Reporting historical financial performance is generally why CPAs are hired, but sometimes they are employed to predict a company’s future performance.
When it comes to predicting future performance, there are three types to choose from:
- Forecasts. These are based on assumptions about expected conditions and courses of action. Proposed statements like this provide an entity’s financial position, results of operations, and cash flows.
- Projections. Given one or more hypothetical assumptions, statements like this depend on the expected course of action and assumptions about conditions. Financial projections may examine investment proposals or demonstrate a best-case scenario.
- Budgets. For internal purposes, operating budgets are prepared in-house. They allocate money, typically revenues and expenses, for different purposes over specified periods.

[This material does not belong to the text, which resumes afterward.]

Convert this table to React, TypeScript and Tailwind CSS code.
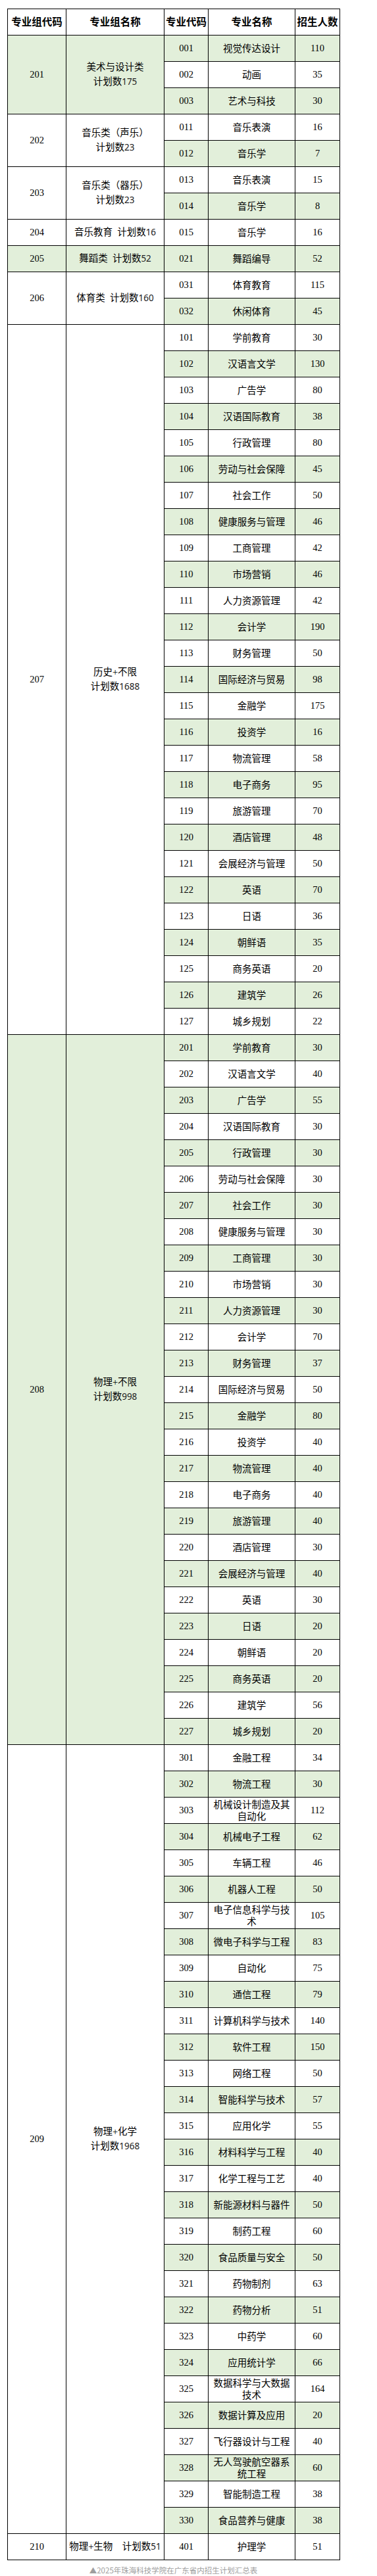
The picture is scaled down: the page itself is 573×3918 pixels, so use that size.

These terms are interchangeable, however, there are notable distinctions under the attestation standards set forth by the American Institute of Certified Public Accountants (AICPA).
Factors to Consider
It is common to use historical financial states to generate forecasts, projections, and budgets. In order to calculate more accurate predictions over the long term, there is more to be done than merely multiplying last year’s operating results by a projected growth rate.
For example, to take a high-growth business to the next level, it is crucial for management to come up with a sustainable approach by adding assets or fixed expenses. It may be growing 20% annually, but that rate will likely dip over time. Factors such as the business’s facilities and fixed assets may lack the capacity to handle growth expectations sufficiently.
Assuming that annual depreciation expense will approximate the need for future capital expenditures would not make much sense either. Think about a tax-basis entity that aggressively took advantage of the expanded Section 179 and bonus depreciation deductions in 2018, which in turn permitted immediate expensing in the year qualifying fixed assets were purchased. This assumption may overstate depreciation and capital expenditures due to depreciation that is boosted by these tax incentives going forward.
Changes in competition, economic conditions, internal company events, and product obsolescence can affect future operations. For example, recent asset purchases, new or divested product lines, outstanding litigation, and in-process research and development could all potentially affect financial results in the future.
As part of their annual planning process, some companies may create prospective financial reports. Other companies can use these reports to apply for loans or to value the business for corporate litigation, buying out a retiring owner or a merger or acquisition. Whatever the reason for creating prospective financial statements, it’s essential that the underlying assumptions be realistic and well thought out.